** ENTRIES SHOWN **
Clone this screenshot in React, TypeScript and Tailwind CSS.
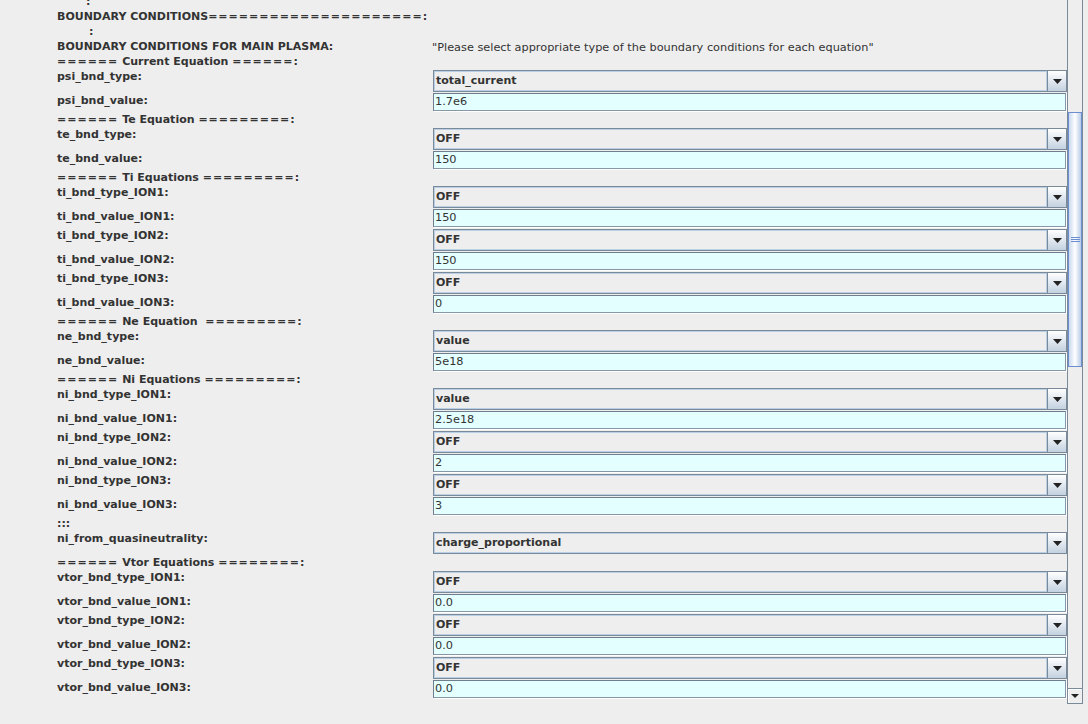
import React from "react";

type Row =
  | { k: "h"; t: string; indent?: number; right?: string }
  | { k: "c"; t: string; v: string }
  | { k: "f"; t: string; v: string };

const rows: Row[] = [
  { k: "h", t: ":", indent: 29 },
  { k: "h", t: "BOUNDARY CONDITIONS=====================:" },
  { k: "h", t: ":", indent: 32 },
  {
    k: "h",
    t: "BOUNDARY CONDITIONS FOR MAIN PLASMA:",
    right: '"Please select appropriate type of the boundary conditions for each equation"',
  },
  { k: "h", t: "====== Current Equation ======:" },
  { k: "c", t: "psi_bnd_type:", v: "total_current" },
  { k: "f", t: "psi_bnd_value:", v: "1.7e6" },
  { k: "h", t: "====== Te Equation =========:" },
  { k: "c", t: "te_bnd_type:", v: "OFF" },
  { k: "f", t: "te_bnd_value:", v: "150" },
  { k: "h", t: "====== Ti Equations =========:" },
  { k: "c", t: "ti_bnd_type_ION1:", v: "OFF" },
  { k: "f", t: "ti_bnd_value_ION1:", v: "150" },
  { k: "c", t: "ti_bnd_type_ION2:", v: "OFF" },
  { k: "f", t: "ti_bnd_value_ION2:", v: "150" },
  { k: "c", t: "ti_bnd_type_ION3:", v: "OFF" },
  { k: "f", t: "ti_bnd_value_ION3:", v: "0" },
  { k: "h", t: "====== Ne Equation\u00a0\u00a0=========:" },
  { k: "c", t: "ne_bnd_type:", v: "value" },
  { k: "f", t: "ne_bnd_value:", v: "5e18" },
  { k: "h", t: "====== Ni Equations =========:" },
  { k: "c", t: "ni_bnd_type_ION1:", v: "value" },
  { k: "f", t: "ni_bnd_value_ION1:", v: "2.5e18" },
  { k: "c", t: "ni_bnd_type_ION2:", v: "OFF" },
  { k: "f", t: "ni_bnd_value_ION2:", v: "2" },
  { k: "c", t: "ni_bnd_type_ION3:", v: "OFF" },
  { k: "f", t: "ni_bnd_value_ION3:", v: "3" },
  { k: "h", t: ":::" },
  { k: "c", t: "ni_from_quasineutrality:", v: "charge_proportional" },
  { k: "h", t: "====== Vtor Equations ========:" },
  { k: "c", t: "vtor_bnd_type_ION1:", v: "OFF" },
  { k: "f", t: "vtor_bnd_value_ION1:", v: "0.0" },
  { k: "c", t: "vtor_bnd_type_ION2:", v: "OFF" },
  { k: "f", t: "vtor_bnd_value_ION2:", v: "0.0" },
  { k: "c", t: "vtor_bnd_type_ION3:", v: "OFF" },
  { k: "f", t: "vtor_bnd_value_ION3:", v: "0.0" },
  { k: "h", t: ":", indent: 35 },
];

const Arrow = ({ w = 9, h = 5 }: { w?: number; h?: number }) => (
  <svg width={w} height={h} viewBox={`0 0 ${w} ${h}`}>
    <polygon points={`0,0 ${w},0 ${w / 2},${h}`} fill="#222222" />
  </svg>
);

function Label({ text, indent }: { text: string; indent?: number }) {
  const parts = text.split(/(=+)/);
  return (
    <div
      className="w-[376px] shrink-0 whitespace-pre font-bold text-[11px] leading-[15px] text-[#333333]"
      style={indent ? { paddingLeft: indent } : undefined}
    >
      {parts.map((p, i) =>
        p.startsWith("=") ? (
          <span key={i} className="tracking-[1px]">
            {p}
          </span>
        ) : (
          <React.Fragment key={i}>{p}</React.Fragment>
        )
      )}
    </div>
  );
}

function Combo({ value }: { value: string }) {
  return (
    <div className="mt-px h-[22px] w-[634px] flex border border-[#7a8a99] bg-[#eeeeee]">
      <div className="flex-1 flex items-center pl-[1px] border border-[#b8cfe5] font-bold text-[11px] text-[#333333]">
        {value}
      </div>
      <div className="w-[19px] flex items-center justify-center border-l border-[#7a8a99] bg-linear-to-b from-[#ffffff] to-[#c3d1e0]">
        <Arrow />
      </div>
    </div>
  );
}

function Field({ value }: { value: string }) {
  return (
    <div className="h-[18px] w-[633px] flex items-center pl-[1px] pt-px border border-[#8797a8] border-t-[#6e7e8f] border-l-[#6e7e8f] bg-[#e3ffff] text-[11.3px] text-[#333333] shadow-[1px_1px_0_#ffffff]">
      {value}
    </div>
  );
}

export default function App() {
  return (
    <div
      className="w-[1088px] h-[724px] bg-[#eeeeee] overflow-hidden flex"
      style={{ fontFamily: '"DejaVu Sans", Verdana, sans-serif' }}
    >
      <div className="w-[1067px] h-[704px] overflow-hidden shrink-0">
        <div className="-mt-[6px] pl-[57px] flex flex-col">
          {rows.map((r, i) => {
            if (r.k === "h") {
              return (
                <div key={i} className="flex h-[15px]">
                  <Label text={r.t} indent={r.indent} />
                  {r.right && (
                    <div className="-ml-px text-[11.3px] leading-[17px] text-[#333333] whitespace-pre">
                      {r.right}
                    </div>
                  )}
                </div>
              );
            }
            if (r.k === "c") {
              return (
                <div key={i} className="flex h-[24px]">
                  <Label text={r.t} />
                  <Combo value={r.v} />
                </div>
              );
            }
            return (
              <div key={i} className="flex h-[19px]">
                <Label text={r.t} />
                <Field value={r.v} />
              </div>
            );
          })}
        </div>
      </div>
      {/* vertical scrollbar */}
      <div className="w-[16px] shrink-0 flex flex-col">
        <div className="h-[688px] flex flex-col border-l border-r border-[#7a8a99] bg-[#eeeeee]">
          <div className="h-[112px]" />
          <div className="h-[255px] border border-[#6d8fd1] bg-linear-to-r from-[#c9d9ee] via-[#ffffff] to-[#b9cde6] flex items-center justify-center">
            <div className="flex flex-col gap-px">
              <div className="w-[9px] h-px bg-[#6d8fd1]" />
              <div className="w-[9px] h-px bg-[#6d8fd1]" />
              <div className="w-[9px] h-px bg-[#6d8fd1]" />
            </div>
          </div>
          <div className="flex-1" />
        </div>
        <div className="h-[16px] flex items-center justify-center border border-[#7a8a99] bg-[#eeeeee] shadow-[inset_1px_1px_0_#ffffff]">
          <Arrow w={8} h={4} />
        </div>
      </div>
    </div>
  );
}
---
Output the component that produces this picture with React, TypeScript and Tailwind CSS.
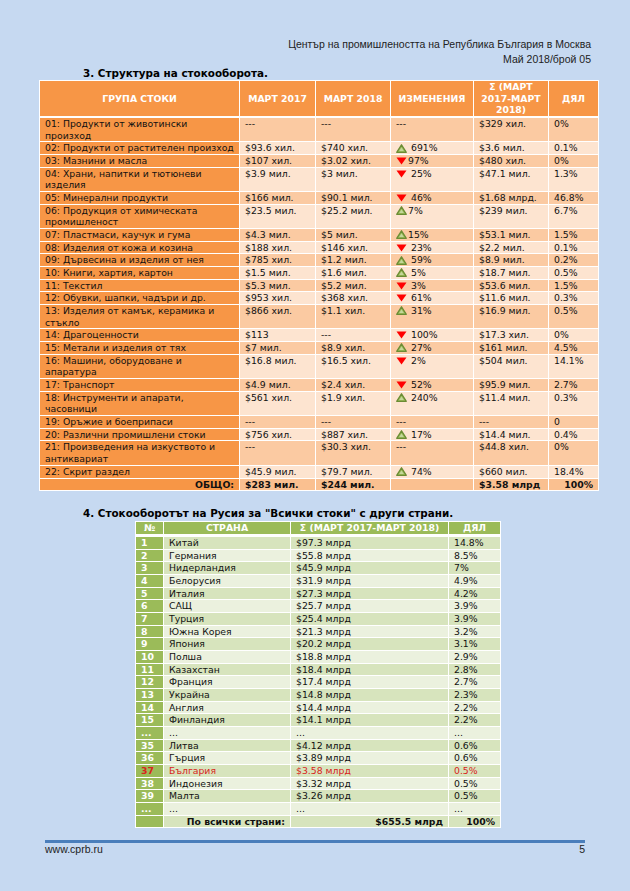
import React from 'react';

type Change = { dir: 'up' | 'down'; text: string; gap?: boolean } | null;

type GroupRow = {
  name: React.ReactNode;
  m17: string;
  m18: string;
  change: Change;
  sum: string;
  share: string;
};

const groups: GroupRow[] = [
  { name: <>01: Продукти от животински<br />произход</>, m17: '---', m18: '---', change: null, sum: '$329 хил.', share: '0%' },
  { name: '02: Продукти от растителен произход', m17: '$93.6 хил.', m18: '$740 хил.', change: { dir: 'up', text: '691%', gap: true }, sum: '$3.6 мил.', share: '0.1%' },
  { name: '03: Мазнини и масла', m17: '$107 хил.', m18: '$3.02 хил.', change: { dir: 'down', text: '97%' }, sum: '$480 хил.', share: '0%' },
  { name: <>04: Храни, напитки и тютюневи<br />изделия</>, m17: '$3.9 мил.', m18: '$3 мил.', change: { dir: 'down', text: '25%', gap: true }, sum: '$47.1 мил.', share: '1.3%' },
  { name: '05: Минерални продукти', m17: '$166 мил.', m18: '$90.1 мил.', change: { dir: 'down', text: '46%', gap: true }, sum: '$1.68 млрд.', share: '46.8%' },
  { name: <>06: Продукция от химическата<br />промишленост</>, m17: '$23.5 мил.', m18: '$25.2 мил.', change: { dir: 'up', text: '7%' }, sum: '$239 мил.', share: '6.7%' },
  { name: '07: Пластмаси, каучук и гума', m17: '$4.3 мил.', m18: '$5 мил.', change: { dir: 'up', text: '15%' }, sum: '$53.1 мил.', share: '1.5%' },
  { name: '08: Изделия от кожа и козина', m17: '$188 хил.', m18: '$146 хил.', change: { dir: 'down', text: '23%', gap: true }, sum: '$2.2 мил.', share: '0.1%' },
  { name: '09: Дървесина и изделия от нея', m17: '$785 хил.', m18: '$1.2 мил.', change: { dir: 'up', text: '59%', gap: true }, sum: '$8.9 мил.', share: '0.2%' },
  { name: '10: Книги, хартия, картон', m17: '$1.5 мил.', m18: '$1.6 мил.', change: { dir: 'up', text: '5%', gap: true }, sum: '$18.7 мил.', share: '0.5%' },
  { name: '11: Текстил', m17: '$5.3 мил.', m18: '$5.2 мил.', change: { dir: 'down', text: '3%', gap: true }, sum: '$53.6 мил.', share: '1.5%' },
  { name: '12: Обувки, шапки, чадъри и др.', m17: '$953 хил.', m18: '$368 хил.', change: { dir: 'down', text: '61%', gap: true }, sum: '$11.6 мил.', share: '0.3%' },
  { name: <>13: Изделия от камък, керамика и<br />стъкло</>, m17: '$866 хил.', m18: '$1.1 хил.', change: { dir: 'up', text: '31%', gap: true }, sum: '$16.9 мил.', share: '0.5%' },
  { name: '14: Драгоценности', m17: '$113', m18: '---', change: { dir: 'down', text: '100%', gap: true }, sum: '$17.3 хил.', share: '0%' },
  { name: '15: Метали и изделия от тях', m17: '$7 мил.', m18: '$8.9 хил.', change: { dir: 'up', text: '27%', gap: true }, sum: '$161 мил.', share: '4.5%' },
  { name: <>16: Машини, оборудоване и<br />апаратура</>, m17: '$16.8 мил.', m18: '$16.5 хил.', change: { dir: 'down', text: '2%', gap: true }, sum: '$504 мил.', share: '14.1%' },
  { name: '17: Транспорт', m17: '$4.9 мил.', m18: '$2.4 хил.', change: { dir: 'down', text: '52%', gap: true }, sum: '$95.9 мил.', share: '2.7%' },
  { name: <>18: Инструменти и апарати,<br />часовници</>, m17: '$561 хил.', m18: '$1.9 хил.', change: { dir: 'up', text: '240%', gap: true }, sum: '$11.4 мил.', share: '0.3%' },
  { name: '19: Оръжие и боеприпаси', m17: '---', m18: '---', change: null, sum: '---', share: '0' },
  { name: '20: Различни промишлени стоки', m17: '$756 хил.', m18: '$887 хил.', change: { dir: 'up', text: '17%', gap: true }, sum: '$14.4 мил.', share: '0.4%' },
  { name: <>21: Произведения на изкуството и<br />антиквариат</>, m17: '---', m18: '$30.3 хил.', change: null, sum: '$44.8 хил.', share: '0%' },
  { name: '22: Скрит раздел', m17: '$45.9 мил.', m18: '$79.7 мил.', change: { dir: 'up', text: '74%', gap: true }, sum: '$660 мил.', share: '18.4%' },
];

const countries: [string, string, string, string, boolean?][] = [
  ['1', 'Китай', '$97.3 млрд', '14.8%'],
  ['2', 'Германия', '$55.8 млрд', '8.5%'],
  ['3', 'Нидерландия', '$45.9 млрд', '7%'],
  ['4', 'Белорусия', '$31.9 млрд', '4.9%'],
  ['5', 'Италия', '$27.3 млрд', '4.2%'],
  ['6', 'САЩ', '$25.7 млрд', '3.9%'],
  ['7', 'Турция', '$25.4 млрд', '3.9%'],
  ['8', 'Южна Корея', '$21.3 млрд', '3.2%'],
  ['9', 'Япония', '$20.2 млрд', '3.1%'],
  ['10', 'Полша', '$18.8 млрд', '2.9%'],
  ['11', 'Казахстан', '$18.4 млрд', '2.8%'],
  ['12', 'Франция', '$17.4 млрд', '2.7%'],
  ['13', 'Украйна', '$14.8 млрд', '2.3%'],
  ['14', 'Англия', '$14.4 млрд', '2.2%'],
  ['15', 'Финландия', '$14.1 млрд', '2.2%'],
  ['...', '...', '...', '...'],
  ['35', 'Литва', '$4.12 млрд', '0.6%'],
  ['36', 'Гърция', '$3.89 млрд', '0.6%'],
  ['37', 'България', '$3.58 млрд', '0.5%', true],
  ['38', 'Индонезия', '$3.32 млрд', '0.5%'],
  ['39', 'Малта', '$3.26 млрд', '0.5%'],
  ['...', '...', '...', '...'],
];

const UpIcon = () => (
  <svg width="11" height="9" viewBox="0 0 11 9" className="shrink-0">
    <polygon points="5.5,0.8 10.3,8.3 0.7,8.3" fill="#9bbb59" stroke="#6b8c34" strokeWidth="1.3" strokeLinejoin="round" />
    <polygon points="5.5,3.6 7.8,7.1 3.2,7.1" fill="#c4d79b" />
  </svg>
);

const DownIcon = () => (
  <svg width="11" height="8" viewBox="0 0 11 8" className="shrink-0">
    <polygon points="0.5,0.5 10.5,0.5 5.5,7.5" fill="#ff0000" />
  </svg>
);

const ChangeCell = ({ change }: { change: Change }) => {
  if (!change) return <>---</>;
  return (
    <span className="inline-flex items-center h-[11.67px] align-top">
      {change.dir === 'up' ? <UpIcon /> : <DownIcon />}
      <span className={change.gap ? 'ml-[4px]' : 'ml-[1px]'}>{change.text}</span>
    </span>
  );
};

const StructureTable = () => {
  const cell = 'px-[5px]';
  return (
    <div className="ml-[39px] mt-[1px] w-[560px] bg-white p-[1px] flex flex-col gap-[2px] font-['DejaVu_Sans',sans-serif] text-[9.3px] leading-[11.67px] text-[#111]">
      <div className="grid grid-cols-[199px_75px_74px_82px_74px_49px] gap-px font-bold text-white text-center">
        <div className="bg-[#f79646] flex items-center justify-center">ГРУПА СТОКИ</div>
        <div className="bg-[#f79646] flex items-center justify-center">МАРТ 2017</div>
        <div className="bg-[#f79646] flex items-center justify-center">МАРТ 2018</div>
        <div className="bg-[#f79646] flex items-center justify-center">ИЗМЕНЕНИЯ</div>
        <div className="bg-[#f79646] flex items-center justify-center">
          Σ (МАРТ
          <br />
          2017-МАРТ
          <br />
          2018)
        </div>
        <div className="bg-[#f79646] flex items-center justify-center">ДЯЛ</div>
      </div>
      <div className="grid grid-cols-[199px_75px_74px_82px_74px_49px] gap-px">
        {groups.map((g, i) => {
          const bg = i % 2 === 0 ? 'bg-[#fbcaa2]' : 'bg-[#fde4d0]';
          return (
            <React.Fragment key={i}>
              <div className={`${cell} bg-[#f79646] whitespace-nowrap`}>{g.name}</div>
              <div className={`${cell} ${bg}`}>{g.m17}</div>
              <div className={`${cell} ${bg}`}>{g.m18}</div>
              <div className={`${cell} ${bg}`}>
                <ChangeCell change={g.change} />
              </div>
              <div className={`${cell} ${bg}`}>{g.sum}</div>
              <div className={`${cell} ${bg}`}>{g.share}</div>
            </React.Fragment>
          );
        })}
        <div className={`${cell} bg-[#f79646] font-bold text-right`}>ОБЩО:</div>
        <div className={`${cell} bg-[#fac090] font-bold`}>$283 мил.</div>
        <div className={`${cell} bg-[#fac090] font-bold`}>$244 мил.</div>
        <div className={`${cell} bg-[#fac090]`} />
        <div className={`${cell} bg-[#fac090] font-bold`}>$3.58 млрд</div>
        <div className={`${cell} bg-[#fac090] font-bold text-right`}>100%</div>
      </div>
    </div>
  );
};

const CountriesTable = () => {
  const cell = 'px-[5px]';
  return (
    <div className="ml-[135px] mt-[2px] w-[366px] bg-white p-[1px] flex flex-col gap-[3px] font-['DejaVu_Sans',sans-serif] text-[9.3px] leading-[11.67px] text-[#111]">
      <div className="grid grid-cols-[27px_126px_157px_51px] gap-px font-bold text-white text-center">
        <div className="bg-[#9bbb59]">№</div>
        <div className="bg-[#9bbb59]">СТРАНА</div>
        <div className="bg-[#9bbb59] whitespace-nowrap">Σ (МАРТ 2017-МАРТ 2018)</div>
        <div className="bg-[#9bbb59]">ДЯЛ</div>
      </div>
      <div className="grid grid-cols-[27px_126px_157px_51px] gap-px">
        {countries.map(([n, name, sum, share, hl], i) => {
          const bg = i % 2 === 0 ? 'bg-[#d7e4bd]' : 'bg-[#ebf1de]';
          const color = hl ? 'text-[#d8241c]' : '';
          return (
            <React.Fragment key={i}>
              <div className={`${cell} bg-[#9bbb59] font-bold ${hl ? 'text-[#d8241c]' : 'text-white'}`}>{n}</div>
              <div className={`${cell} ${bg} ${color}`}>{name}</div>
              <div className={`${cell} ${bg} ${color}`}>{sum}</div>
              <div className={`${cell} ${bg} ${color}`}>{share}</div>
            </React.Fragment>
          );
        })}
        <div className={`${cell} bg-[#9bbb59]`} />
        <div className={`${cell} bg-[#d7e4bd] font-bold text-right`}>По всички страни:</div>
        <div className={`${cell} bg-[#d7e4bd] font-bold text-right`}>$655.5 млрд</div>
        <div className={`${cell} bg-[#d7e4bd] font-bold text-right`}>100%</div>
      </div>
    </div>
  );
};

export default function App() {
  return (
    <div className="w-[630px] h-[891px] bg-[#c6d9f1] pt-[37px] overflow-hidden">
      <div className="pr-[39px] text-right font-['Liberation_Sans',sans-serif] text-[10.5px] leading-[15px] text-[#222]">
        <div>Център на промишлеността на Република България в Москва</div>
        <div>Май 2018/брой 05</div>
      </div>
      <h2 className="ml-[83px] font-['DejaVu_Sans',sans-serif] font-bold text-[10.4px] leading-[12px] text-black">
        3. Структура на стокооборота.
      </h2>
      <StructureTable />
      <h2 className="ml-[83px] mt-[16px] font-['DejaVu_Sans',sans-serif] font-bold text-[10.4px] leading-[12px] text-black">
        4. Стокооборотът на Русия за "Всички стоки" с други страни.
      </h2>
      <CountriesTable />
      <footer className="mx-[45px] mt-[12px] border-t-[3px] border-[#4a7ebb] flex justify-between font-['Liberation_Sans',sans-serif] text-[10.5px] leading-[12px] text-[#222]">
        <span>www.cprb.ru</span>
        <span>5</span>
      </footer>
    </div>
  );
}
--
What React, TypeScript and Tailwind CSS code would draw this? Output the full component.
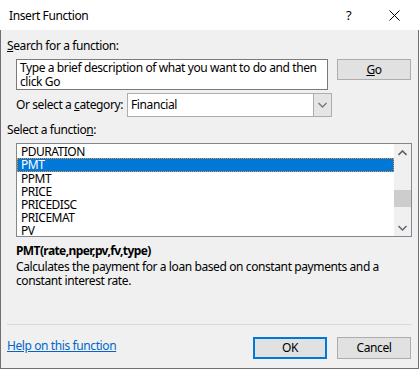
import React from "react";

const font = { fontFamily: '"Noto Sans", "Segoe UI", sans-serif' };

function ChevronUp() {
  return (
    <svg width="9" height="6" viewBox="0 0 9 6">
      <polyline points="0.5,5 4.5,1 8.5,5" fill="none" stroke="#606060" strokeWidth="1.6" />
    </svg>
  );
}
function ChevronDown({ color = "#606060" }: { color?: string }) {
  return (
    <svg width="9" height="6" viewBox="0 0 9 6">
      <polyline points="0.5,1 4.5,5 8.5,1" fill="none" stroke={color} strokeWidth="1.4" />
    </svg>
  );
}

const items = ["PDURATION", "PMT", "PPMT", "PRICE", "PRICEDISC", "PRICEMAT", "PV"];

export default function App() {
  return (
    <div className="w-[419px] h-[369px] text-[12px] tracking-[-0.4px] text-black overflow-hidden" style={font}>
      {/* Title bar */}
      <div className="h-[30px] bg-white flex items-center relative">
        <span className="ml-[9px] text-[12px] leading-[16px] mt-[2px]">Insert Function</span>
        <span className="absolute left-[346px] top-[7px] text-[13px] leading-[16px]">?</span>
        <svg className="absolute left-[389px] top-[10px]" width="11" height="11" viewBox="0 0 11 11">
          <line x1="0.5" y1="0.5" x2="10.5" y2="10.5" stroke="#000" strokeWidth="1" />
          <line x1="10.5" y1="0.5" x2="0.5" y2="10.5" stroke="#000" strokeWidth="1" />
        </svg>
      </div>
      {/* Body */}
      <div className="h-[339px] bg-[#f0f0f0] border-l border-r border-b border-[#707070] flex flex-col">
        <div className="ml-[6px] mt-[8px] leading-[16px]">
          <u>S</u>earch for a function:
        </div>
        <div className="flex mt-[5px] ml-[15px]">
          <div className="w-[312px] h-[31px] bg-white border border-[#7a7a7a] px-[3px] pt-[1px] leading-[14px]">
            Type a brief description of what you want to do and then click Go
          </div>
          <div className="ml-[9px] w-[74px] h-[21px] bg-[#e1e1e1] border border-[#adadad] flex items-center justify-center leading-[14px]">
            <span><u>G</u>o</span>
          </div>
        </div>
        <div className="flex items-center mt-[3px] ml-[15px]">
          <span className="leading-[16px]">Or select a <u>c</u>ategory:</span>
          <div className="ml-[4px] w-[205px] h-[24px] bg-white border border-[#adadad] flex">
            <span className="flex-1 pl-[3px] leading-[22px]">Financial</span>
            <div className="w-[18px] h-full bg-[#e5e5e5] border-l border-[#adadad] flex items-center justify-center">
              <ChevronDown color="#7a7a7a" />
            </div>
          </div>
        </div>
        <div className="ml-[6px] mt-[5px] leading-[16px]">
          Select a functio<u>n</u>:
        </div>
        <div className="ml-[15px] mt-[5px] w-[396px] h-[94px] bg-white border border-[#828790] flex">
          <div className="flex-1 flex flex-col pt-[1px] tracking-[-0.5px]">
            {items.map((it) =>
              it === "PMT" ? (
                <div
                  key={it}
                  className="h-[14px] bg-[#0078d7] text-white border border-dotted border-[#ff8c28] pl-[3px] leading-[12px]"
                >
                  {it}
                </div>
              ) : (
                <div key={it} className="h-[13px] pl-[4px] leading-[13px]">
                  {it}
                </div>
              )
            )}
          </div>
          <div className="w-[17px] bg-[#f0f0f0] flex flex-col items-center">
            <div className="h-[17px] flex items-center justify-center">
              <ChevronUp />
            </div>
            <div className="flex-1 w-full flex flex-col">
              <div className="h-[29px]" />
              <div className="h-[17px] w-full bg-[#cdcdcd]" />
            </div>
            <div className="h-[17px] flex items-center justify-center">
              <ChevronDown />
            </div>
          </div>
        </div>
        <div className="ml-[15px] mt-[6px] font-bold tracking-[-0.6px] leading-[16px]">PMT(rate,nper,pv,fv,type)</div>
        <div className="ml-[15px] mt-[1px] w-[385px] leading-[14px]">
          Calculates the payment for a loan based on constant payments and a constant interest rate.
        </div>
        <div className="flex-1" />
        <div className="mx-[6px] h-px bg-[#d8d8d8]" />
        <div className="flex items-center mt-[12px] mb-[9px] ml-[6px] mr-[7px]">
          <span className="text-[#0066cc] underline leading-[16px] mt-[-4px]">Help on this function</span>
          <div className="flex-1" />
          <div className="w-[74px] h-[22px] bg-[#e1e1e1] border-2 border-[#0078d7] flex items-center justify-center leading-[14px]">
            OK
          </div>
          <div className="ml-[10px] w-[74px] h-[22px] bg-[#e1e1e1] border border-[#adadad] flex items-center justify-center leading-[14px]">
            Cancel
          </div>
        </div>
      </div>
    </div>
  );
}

** GOAL **
Select every line above that contains the word "Output", and copy it.

** RESULT BELOW **
Output the component that produces this picture with React, TypeScript and Tailwind CSS.
What React, TypeScript and Tailwind CSS code would draw this? Output the full component.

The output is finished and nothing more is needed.